Mr Matila said that the programme was a concern and problematic as the deadlines were the same for other activities that the Committee had. The programme was unrealistic.

The Chairperson interrupted again and said that the issue of the programme was not supposed to be under discussion.

Mr Gurshwyn Dixon, Secretary of the Committee, said that the proposed programme was developed in terms of the NCOP’s six week cycle; this could be extended based on the legislature’s difficulties with the time period. The provincial legislatures would have to send their programmes and if there were difficulties with reaching communities then the Committee could motivate for an extension.  The proposed programme was drafted in terms of the NCOP’s six week cycle.

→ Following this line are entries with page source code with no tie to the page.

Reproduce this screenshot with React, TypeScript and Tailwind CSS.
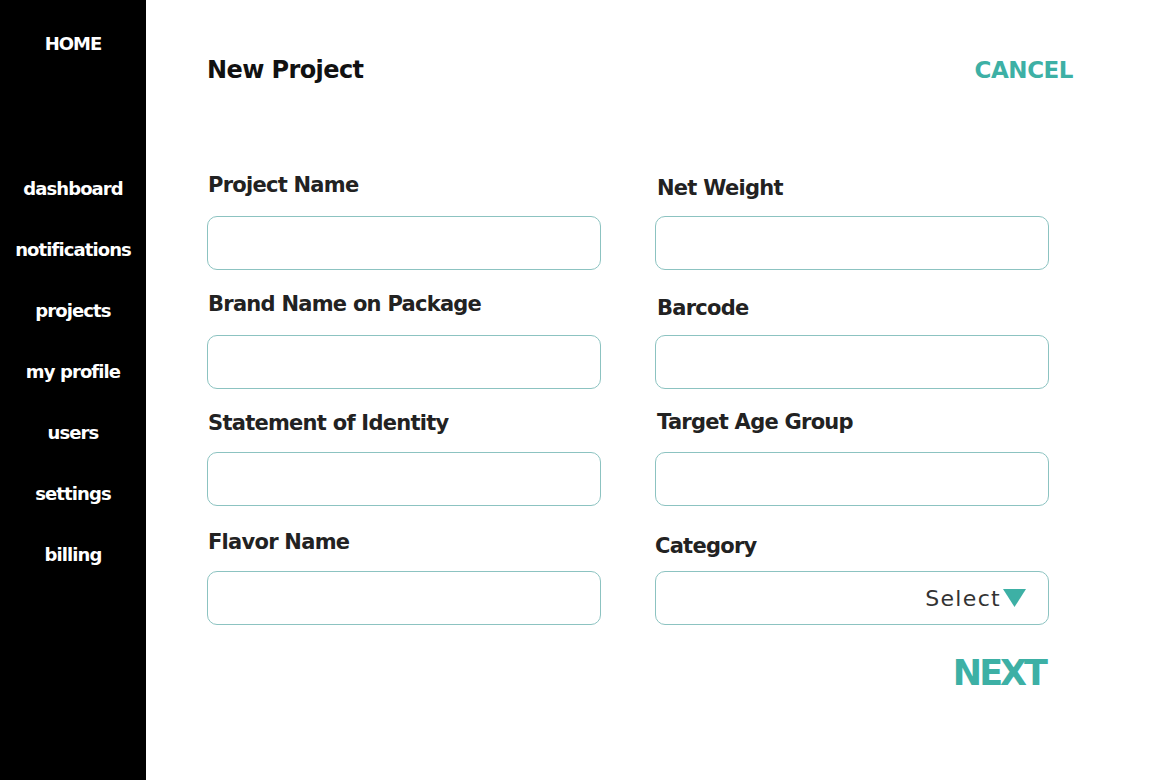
import { useState } from "react";

const NAV = ["dashboard", "notifications", "projects", "my profile", "users", "settings", "billing"];

function Field({ label, labelClass, inputClass }: { label: string; labelClass: string; inputClass: string }) {
  return (
    <>
      <label className={`block h-6 leading-6 text-[21px] font-bold tracking-[-0.035em] text-[#222] ${labelClass}`}>{label}</label>
      <input className={`block w-full h-[54px] rounded-[10px] border border-[#8cc3c1] bg-white px-3 outline-none ${inputClass}`} />
    </>
  );
}

export default function App() {
  const [open, setOpen] = useState(false);

  return (
    <div className="flex w-[1170px] h-[780px] bg-white font-['DejaVu_Sans',sans-serif]">
      {/* sidebar */}
      <aside className="w-[146px] shrink-0 bg-black text-white">
        <div className="pt-[32px] h-[56px] leading-6 text-center text-[18px] font-bold tracking-[-0.06em]">HOME</div>
        <nav className="mt-[102px] flex flex-col">
          {NAV.map((n) => (
            <a key={n} className="h-[61px] flex items-center justify-center text-[18px] font-bold tracking-[-0.05em]">
              {n}
            </a>
          ))}
        </nav>
      </aside>

      {/* main */}
      <main className="flex-1 pl-[61px] pr-[97px]">
        <header className="flex items-center justify-between pt-[52px] h-[88px]">
          <h1 className="leading-9 text-[24px] font-bold tracking-[-0.025em] text-[#111]">New Project</h1>
          <button className="leading-9 text-[23px] font-bold tracking-[-0.02em] text-[#3db0a5]">CANCEL</button>
        </header>

        <div className="grid grid-cols-[394px_394px] gap-x-[54px] pt-[72px]">
          <div>
            <Field label="Project Name" labelClass="mt-[13px] pl-px" inputClass="mt-[19px]" />
            <Field label="Brand Name on Package" labelClass="mt-[22px] pl-px" inputClass="mt-[19px]" />
            <Field label="Statement of Identity" labelClass="mt-[22px] pl-px" inputClass="mt-[17px]" />
            <Field label="Flavor Name" labelClass="mt-[24px] pl-px" inputClass="mt-[17px]" />
          </div>
          <div>
            <Field label="Net Weight" labelClass="mt-[16px] pl-[2px]" inputClass="mt-[16px]" />
            <Field label="Barcode" labelClass="mt-[26px] pl-[2px]" inputClass="mt-[15px]" />
            <Field label="Target Age Group" labelClass="mt-[21px] pl-[2px]" inputClass="mt-[18px]" />
            <label className="block mt-[28px] h-6 leading-6 text-[21px] font-bold tracking-[-0.035em] text-[#222]">Category</label>
            <button
              onClick={() => setOpen(!open)}
              className="mt-[13px] flex w-full h-[54px] items-center justify-end rounded-[10px] border border-[#8cc3c1] bg-white pr-[22px]"
            >
              <span className="text-[22px] tracking-[0.06em] text-[#333]">Select</span>
              <svg width="23" height="18" viewBox="0 0 23 18" className="ml-[2px]">
                <path d="M0 0 H23 L11.5 18 Z" fill="#3db0a5" />
              </svg>
            </button>
            <div className="flex justify-end mt-[28px] pr-[4px]">
              <button className="leading-10 text-[35px] font-bold tracking-[-0.085em] text-[#3db0a5]">NEXT</button>
            </div>
          </div>
        </div>
      </main>
    </div>
  );
}
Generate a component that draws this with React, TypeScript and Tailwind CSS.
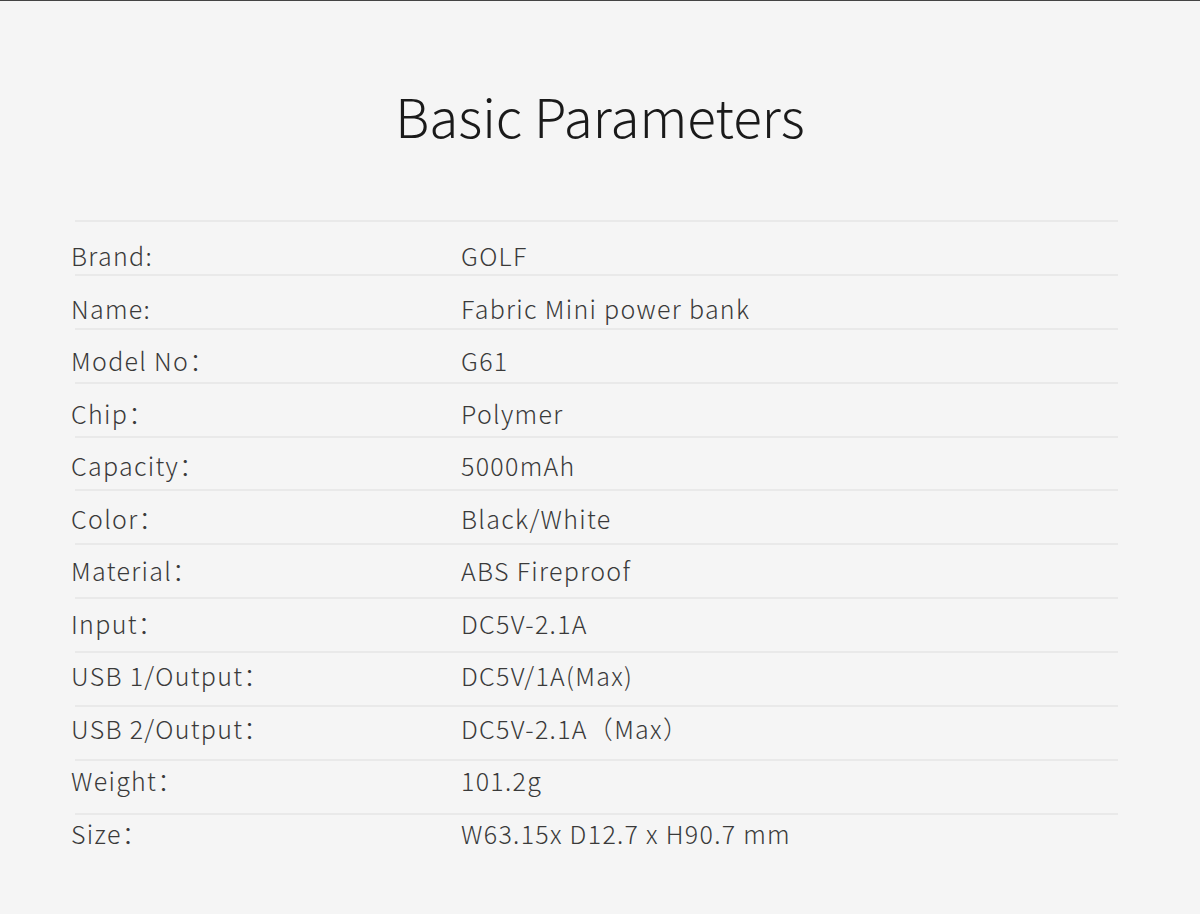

Ms Lindiwe Bebee, Member of the KZN Legislature suggested that the deadline for the negotiating mandates should be set for 30 May and the final mandates to be held in August.

The Chairperson said that the proposal was noted.

Mr Skosana said that he had left out a question on the issue of costs. The Department had considered its own responsibilities in terms of the Bill, this was on the training only. The Department was going to take full responsibility for the training. To address capacity for the courts to provide alternative dispute resolutions, the Department would make use of paralegals. 

Mr Matila said that he foresaw the Bill being an unfunded mandate, national government often took decisions without consulting provincial and local government.

Mr Mokgobi suggested that the officials should go back to the Minister and request proper funding.

Ms Motubatsi said that in her province there were already funds allocated in the budget for law making and public participation to accommodate these sort of issues.

Mr George said that the issue of unfunded mandates was no small matter and had to be addressed.

The Chairperson thanked Members noting concerns raised and adjourned the meeting.